### Supplied data
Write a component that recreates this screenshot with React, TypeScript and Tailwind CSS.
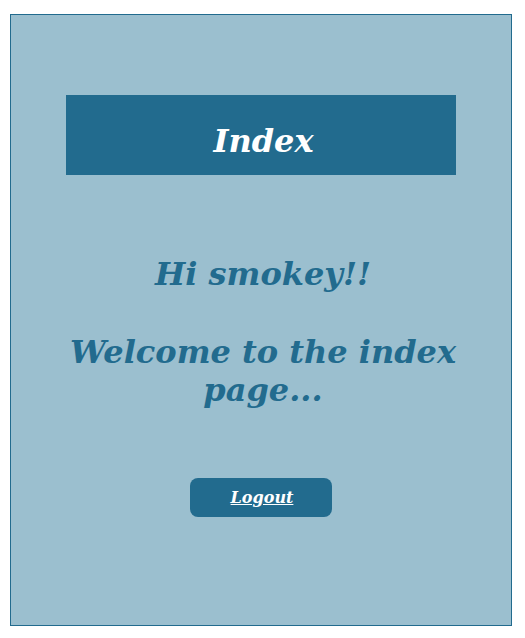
export default function App() {
	const serif = { fontFamily: '"DejaVu Serif", serif' };

	return (
		<div className="min-h-[638px] bg-white pt-[14px] pl-[10px]" style={serif}>
			{/* Card */}
			<div className="flex h-[612px] w-[502px] flex-col items-center border border-[#226b8e] bg-[#9bbfcf] pt-[80px]">
				{/* Title bar */}
				<div className="flex h-[80px] w-[390px] items-center justify-center bg-[#226b8e] pl-[5px]">
					<h1 className="mt-[12px] text-[32px] font-bold italic text-white">Index</h1>
				</div>

				{/* Greeting */}
				<div className="mt-[80px] pl-[4px] text-center text-[32px] font-bold italic leading-[38px] text-[#226b8e]">
					<p>Hi smokey!!</p>
					<p className="mt-[40px]">Welcome to the index page...</p>
				</div>

				{/* Logout */}
				<button className="mt-[69px] flex h-[39px] w-[142px] items-center justify-center rounded-[8px] bg-[#226b8e] pl-[2px] text-[16px] font-bold italic text-white underline">
					Logout
				</button>
			</div>
		</div>
	);
}
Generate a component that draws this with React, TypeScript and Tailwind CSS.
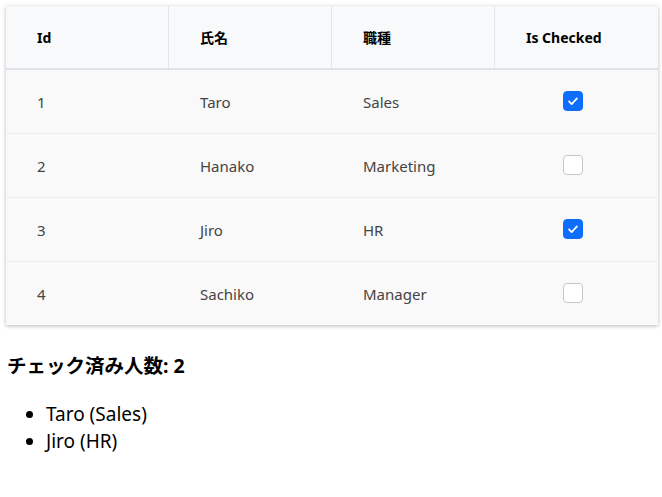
import { useState } from "react";

type Person = { id: number; name: string; job: string; checked: boolean };

const initial: Person[] = [
  { id: 1, name: "Taro", job: "Sales", checked: true },
  { id: 2, name: "Hanako", job: "Marketing", checked: false },
  { id: 3, name: "Jiro", job: "HR", checked: true },
  { id: 4, name: "Sachiko", job: "Manager", checked: false },
];

function Check({ on, onClick }: { on: boolean; onClick: () => void }) {
  return (
    <button
      onClick={onClick}
      className={`w-5 h-5 mb-[4px] rounded-[4px] flex items-center justify-center ${
        on ? "bg-[#0d6efd] border border-[#0d6efd]" : "bg-white border border-[#c4c8cc]"
      }`}
    >
      {on && (
        <svg viewBox="0 0 16 16" className="w-3.5 h-3.5" fill="none" stroke="white" strokeWidth={2} strokeLinecap="round" strokeLinejoin="round">
          <path d="M3.5 8.5l3 3 6-6.5" />
        </svg>
      )}
    </button>
  );
}

export default function App() {
  const [people, setPeople] = useState(initial);
  const checked = people.filter((p) => p.checked);

  const toggle = (id: number) =>
    setPeople((ps) => ps.map((p) => (p.id === id ? { ...p, checked: !p.checked } : p)));

  return (
    <div className="font-['Noto_Sans','Noto_Sans_CJK_JP',sans-serif] text-black px-2 pt-[6px]">
      <div className="-mx-[2px] w-[652px] bg-[#f9f9f9] shadow-[0_1px_4px_rgba(0,0,0,0.28)]">
        <div className="grid grid-cols-4 h-[64px] bg-[#f8f9fa] border-b-2 border-[#dee2e6] text-[14px] font-bold">
          <div className="flex items-center pl-[31px] border-r border-[#e3e6e9]">Id</div>
          <div className="flex items-center pl-[31px] border-r border-[#e3e6e9]">氏名</div>
          <div className="flex items-center pl-[31px] border-r border-[#e3e6e9]">職種</div>
          <div className="flex items-center pl-[31px]">Is Checked</div>
        </div>
        {people.map((p, i) => (
          <div
            key={p.id}
            className={`grid grid-cols-4 text-[15px] text-[#444] pt-[2px] ${
              i < people.length - 1 ? "h-[64px] border-b border-[#ececec]" : "h-[63px]"
            }`}
          >
            <div className="flex items-center pl-[31px]">{p.id}</div>
            <div className="flex items-center pl-[31px]">{p.name}</div>
            <div className="flex items-center pl-[31px]">{p.job}</div>
            <div className="flex items-center justify-center pr-[8px]">
              <Check on={p.checked} onClick={() => toggle(p.id)} />
            </div>
          </div>
        ))}
      </div>

      <h3 className="mt-[27px] -ml-[1px] text-[19.5px] font-bold leading-[27px]">チェック済み人数: {checked.length}</h3>
      <ul className="mt-[22px] list-disc pl-[38px] text-[19px] leading-[27px]">
        {checked.map((p) => (
          <li key={p.id}>
            {p.name} ({p.job})
          </li>
        ))}
      </ul>
    </div>
  );
}
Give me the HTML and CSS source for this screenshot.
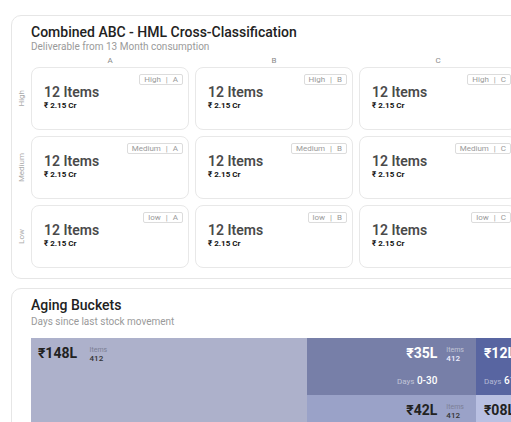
FILE: index.html
```html
<!DOCTYPE html>
<html lang="en">
<head>
<meta charset="UTF-8">
<title>Inventory Classification</title>
<link rel="stylesheet" href="styles.css">
</head>
<body>
<div class="page">
  <section class="card">
    <div class="card-head">
      <h2 class="card-title">Combined ABC - HML Cross-Classification</h2>
      <div class="card-sub">Deliverable from 13 Month consumption</div>
    </div>
    <div class="matrix-head">
      <span></span><span>A</span><span>B</span><span>C</span>
    </div>
    <div class="matrix">
      <div class="row-label">High</div>
      <div class="cell"><span class="tag">High<i>|</i>A</span><div class="count">12 Items</div><div class="amt">₹ 2.15 Cr</div></div>
      <div class="cell"><span class="tag">High<i>|</i>B</span><div class="count">12 Items</div><div class="amt">₹ 2.15 Cr</div></div>
      <div class="cell"><span class="tag">High<i>|</i>C</span><div class="count">12 Items</div><div class="amt">₹ 2.15 Cr</div></div>

      <div class="row-label">Medium</div>
      <div class="cell"><span class="tag">Medium<i>|</i>A</span><div class="count">12 Items</div><div class="amt">₹ 2.15 Cr</div></div>
      <div class="cell"><span class="tag">Medium<i>|</i>B</span><div class="count">12 Items</div><div class="amt">₹ 2.15 Cr</div></div>
      <div class="cell"><span class="tag">Medium<i>|</i>C</span><div class="count">12 Items</div><div class="amt">₹ 2.15 Cr</div></div>

      <div class="row-label">Low</div>
      <div class="cell"><span class="tag">low<i>|</i>A</span><div class="count">12 Items</div><div class="amt">₹ 2.15 Cr</div></div>
      <div class="cell"><span class="tag">low<i>|</i>B</span><div class="count">12 Items</div><div class="amt">₹ 2.15 Cr</div></div>
      <div class="cell"><span class="tag">low<i>|</i>C</span><div class="count">12 Items</div><div class="amt">₹ 2.15 Cr</div></div>
    </div>
  </section>

  <section class="card">
    <div class="card-head">
      <h2 class="card-title">Aging Buckets</h2>
      <div class="card-sub card-sub-wide">Days since last stock movement</div>
    </div>
    <div class="treemap">
      <div class="tile t-old light left">
        <div class="tile-val">₹148L</div>
        <div class="tile-meta"><span>Items</span><b>412</b></div>
        <div class="tile-days"><span>Days</span> 180+</div>
      </div>
      <div class="tile t-0 dark right">
        <div class="tile-val">₹35L</div>
        <div class="tile-meta"><span>Items</span><b>412</b></div>
        <div class="tile-days"><span>Days</span> 0-30</div>
      </div>
      <div class="tile t-61 dark left">
        <div class="tile-val">₹12L</div>
        <div class="tile-meta"><span>Items</span><b>412</b></div>
        <div class="tile-days"><span>Days</span> 61-90</div>
      </div>
      <div class="tile t-31 light right">
        <div class="tile-val">₹42L</div>
        <div class="tile-meta"><span>Items</span><b>412</b></div>
        <div class="tile-days"><span>Days</span> 31-60</div>
      </div>
      <div class="tile t-91 light left">
        <div class="tile-val">₹08L</div>
        <div class="tile-meta"><span>Items</span><b>412</b></div>
        <div class="tile-days"><span>Days</span> 91-180</div>
      </div>
    </div>
  </section>
</div>
</body>
</html>
```

FILE: styles.css
```css
html, body { margin: 0; overflow: hidden; background: #fff; }
body { font-family: Roboto, "Liberation Sans", sans-serif; color: #222; }
.page { padding: 15px 0 0 11px; width: 640px; display: flex; flex-direction: column; gap: 9px; }

.card { border: 1px solid #e6e6e6; border-radius: 10px; padding: 9px 0 10px 19px; background: #fff; }
.card-title { margin: 0; font-size: 14px; line-height: 15px; font-weight: 500; color: #222; }
.card-sub { padding-top: 1px; font-size: 10px; line-height: 11px; color: #9a9a9a; }
.card-sub-wide { padding-top: 3px; }

/* ABC x HML matrix */
.matrix-head, .matrix { display: grid; grid-template-columns: 7px repeat(3, 158px); column-gap: 6px; margin-left: -13px; }
.matrix-head { margin-top: 4px; margin-bottom: 1px; font-size: 8px; line-height: 10px; color: #8a8a8a; text-align: center; }
.matrix { row-gap: 6px; }
.row-label { writing-mode: vertical-rl; transform: rotate(180deg); align-self: center; justify-self: center; font-size: 8px; color: #aaa; }
.cell { position: relative; height: 63px; box-sizing: border-box; padding: 16px 12px 0; border: 1px solid #e8e8e8; border-radius: 8px; }
.tag { position: absolute; top: 6px; right: 5px; padding: 0 4px; border: 1px solid #dcdcdc; border-radius: 2px; font-size: 8px; line-height: 9px; color: #9a9a9a; }
.tag i { font-style: normal; margin: 0 5px; }
.count { font-size: 14px; line-height: 16px; font-weight: 600; color: #4a4a4a; }
.amt { margin-top: 1px; font-size: 8px; line-height: 10px; font-weight: 700; color: #111; }

/* aging treemap */
.treemap { margin-top: 11px; display: grid; grid-template-columns: 276px 169px 130px; grid-template-rows: 57px 110px; }
.tile { display: grid; grid-template-columns: auto auto; grid-template-rows: auto 1fr; column-gap: 9px; padding: 7px 12px 7px 8px; }
.tile.right { justify-content: end; }
.tile.left { justify-content: start; }
.t-old { grid-row: span 2; background: #adb1cb; padding-left: 7px; }
.t-0 { background: #777fa8; }
.t-61 { background: #5865a1; }
.t-31 { background: #9aa2c8; }
.t-91 { background: #b9c0e2; }
.tile-val { font-size: 14px; line-height: 16px; font-weight: 700; justify-self: end; }
.tile.left .tile-val, .tile.left .tile-days { justify-self: start; }
.tile-meta { display: flex; flex-direction: column; padding-top: 1px; }
.tile-meta span { font-size: 7px; line-height: 8px; }
.tile-meta b { font-size: 8px; line-height: 9px; font-weight: 500; }
.tile-days { grid-column: 1; align-self: end; justify-self: end; font-size: 10px; line-height: 12px; font-weight: 500; white-space: nowrap; }
.tile-days span { font-size: 8px; font-weight: 400; }
.light { color: #222; }
.light .tile-meta span { color: #7c7f95; }
.light .tile-meta b { color: #333; }
.light .tile-days span { color: #666; }
.dark { color: #fff; }
.dark .tile-meta span, .dark .tile-days span { color: rgba(255, 255, 255, 0.55); }
.dark .tile-meta b { color: #eef; }
```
######
→ **Written instruction**:
Return each line in the records that holds the string "this".

→ **Answer to the task**:
Write a component that recreates this screenshot with React, TypeScript and Tailwind CSS.
Generate a component that draws this with React, TypeScript and Tailwind CSS.
Give me the HTML and CSS source for this screenshot.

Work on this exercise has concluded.